Problem to solve: Word for word, quote all of the material, omitting the pictures.

Data extract:
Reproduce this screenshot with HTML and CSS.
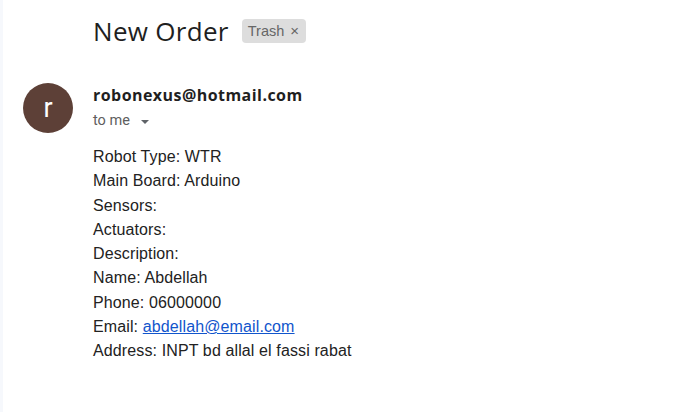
FILE: index.html
```html
<!DOCTYPE html>
<html>
<head>
<meta charset="utf-8">
<link rel="stylesheet" href="styles.css">
</head>
<body>
<div class="page">
  <div class="rail"></div>
  <main class="mail">
    <div class="subject-row">
      <h1 class="subject">New Order</h1>
      <span class="chip">Trash <span class="chip-x">×</span></span>
    </div>
    <div class="message">
      <div class="avatar">r</div>
      <div class="content">
        <div class="sender">robonexus@hotmail.com</div>
        <div class="recipient">to me <svg class="caret" width="8" height="4" viewBox="0 0 8 4"><path d="M0 0h8L4 4z" fill="#5f6368"/></svg></div>
        <div class="body">
          <div>Robot Type: WTR</div>
          <div>Main Board: Arduino</div>
          <div>Sensors:</div>
          <div>Actuators:</div>
          <div>Description:</div>
          <div>Name: Abdellah</div>
          <div>Phone: 06000000</div>
          <div>Email: <a href="#" class="link">abdellah@email.com</a></div>
          <div>Address: INPT bd allal el fassi rabat</div>
        </div>
      </div>
    </div>
  </main>
</div>
</body>
</html>
```

FILE: styles.css
```css
html, body {
  margin: 0;
  padding: 0;
  background: #fff;
}
.page {
  display: flex;
  height: 412px;
  overflow: hidden;
}
.rail {
  width: 3px;
  flex: none;
  background: #f6f8fc;
}
.mail {
  flex: 1;
  padding-left: 20px;
}
.subject-row {
  display: flex;
  align-items: center;
  padding-left: 70px;
  padding-top: 16px;
  height: 30px;
}
.subject {
  margin: 0;
  font-family: "Open Sans", sans-serif;
  font-weight: 400;
  font-size: 26px;
  color: #1f1f1f;
  line-height: 30px;
  letter-spacing: 0.3px;
}
.chip {
  margin-left: 13px;
  background: #dddddd;
  border-radius: 4px;
  font-family: "Liberation Sans", Arial, sans-serif;
  font-size: 14.5px;
  color: #666;
  padding: 3px 7px 3px 6px;
  line-height: 17px;
}
.chip-x {
  margin-left: 2px;
  font-size: 15px;
}
.message {
  display: flex;
  margin-top: 37px;
}
.avatar {
  width: 50px;
  height: 50px;
  border-radius: 50%;
  background: #5d4037;
  color: #fff;
  font-family: "Roboto", sans-serif;
  font-size: 27px;
  display: flex;
  align-items: center;
  justify-content: center;
  flex: none;
}
.content {
  margin-left: 20px;
  padding-top: 2px;
}
.sender {
  font-family: "Open Sans", sans-serif;
  font-weight: 700;
  font-size: 16px;
  letter-spacing: 0.45px;
  color: #1f1f1f;
  line-height: 20px;
}
.recipient {
  font-family: "Roboto", sans-serif;
  font-size: 14.5px;
  color: #5e5e5e;
  line-height: 20px;
  margin-top: 6px;
  display: flex;
  align-items: center;
}
.caret {
  margin-left: 11px;
  margin-top: 1px;
}
.body {
  margin-top: 14px;
  font-family: "Liberation Sans", Arial, sans-serif;
  font-size: 16px;
  letter-spacing: 0.12px;
  line-height: 24.3px;
  color: #222;
}
.link {
  color: #1155cc;
  text-decoration: underline;
}
```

Task solution:
Reproduce this screenshot with HTML and CSS.
FILE: index.html
```html
<!DOCTYPE html>
<html>
<head>
<meta charset="utf-8">
<link rel="stylesheet" href="styles.css">
</head>
<body>
<div class="page">
  <div class="rail"></div>
  <main class="mail">
    <div class="subject-row">
      <h1 class="subject">New Order</h1>
      <span class="chip">Trash <span class="chip-x">×</span></span>
    </div>
    <div class="message">
      <div class="avatar">r</div>
      <div class="content">
        <div class="sender">robonexus@hotmail.com</div>
        <div class="recipient">to me <svg class="caret" width="8" height="4" viewBox="0 0 8 4"><path d="M0 0h8L4 4z" fill="#5f6368"/></svg></div>
        <div class="body">
          <div>Robot Type: WTR</div>
          <div>Main Board: Arduino</div>
          <div>Sensors:</div>
          <div>Actuators:</div>
          <div>Description:</div>
          <div>Name: Abdellah</div>
          <div>Phone: 06000000</div>
          <div>Email: <a href="#" class="link">abdellah@email.com</a></div>
          <div>Address: INPT bd allal el fassi rabat</div>
        </div>
      </div>
    </div>
  </main>
</div>
</body>
</html>
```

FILE: styles.css
```css
html, body {
  margin: 0;
  padding: 0;
  background: #fff;
}
.page {
  display: flex;
  height: 412px;
  overflow: hidden;
}
.rail {
  width: 3px;
  flex: none;
  background: #f6f8fc;
}
.mail {
  flex: 1;
  padding-left: 20px;
}
.subject-row {
  display: flex;
  align-items: center;
  padding-left: 70px;
  padding-top: 16px;
  height: 30px;
}
.subject {
  margin: 0;
  font-family: "Open Sans", sans-serif;
  font-weight: 400;
  font-size: 26px;
  color: #1f1f1f;
  line-height: 30px;
  letter-spacing: 0.3px;
}
.chip {
  margin-left: 13px;
  background: #dddddd;
  border-radius: 4px;
  font-family: "Liberation Sans", Arial, sans-serif;
  font-size: 14.5px;
  color: #666;
  padding: 3px 7px 3px 6px;
  line-height: 17px;
}
.chip-x {
  margin-left: 2px;
  font-size: 15px;
}
.message {
  display: flex;
  margin-top: 37px;
}
.avatar {
  width: 50px;
  height: 50px;
  border-radius: 50%;
  background: #5d4037;
  color: #fff;
  font-family: "Roboto", sans-serif;
  font-size: 27px;
  display: flex;
  align-items: center;
  justify-content: center;
  flex: none;
}
.content {
  margin-left: 20px;
  padding-top: 2px;
}
.sender {
  font-family: "Open Sans", sans-serif;
  font-weight: 700;
  font-size: 16px;
  letter-spacing: 0.45px;
  color: #1f1f1f;
  line-height: 20px;
}
.recipient {
  font-family: "Roboto", sans-serif;
  font-size: 14.5px;
  color: #5e5e5e;
  line-height: 20px;
  margin-top: 6px;
  display: flex;
  align-items: center;
}
.caret {
  margin-left: 11px;
  margin-top: 1px;
}
.body {
  margin-top: 14px;
  font-family: "Liberation Sans", Arial, sans-serif;
  font-size: 16px;
  letter-spacing: 0.12px;
  line-height: 24.3px;
  color: #222;
}
.link {
  color: #1155cc;
  text-decoration: underline;
}
```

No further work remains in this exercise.